Maybe it’s shares of a dividend-paying stock. Maybe it’s equipment for a side business. Maybe it’s a small rental property down payment. Maybe it’s a digital course you can sell while you sleep.

The specific answer matters less than asking the right question.

Because here’s the truth that 97% of people never figure out: your labor has a ceiling. There are only 24 hours in a day. Your energy is finite. Your skills have limits.

But capital has no ceiling. Money working for you doesn’t get tired. It doesn’t need coffee breaks. It doesn’t call in sick. It works nights, weekends, and holidays. And when you buy the right things, they buy more things, which buy more things.

That’s compound growth. That’s time freedom. That’s the difference between working for money and having money work for you.

The One Thing To Remember

Every successful investor I know made the same mental shift. They stopped optimizing their behavior and started optimizing their purchases. They stopped asking “What should I do?” and started asking “What should I buy?” Because in a capitalist economy, ownership is the only path to freedom. Everything else is just expensive labor dressed up as a career.

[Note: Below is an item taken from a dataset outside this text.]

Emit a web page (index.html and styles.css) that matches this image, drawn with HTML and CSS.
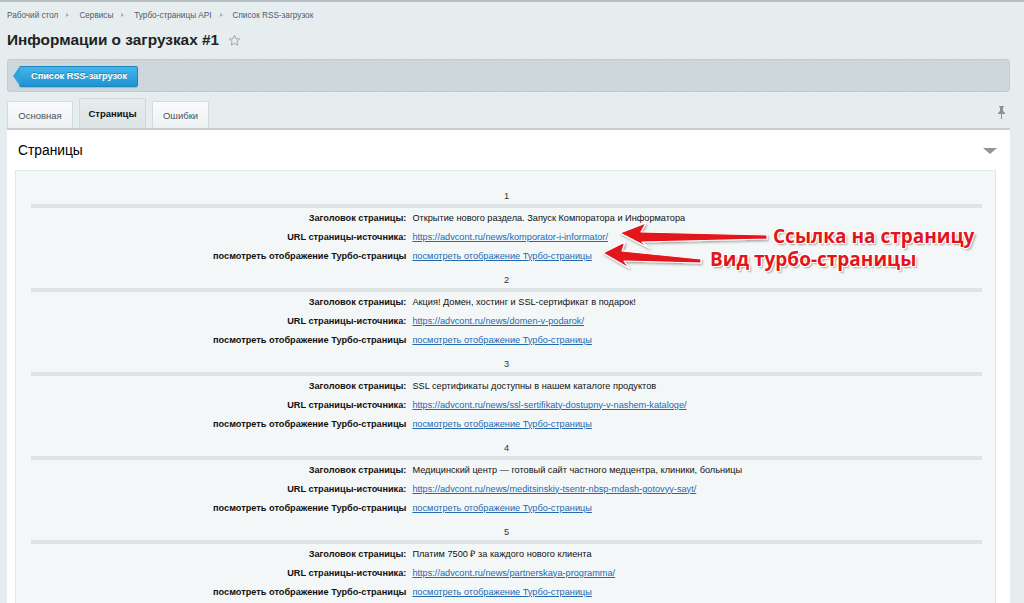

Here’s what you can do today:

• Before you pay your next bill, buy $50 worth of an index fund or dividend stock — even if it means scrambling to cover expenses

• Write down three things you could buy (not do) in the next six months that might generate cash flow

• Ask yourself this question every time you’re tempted to buy a productivity course: “What could I buy instead that would make money while I sleep?”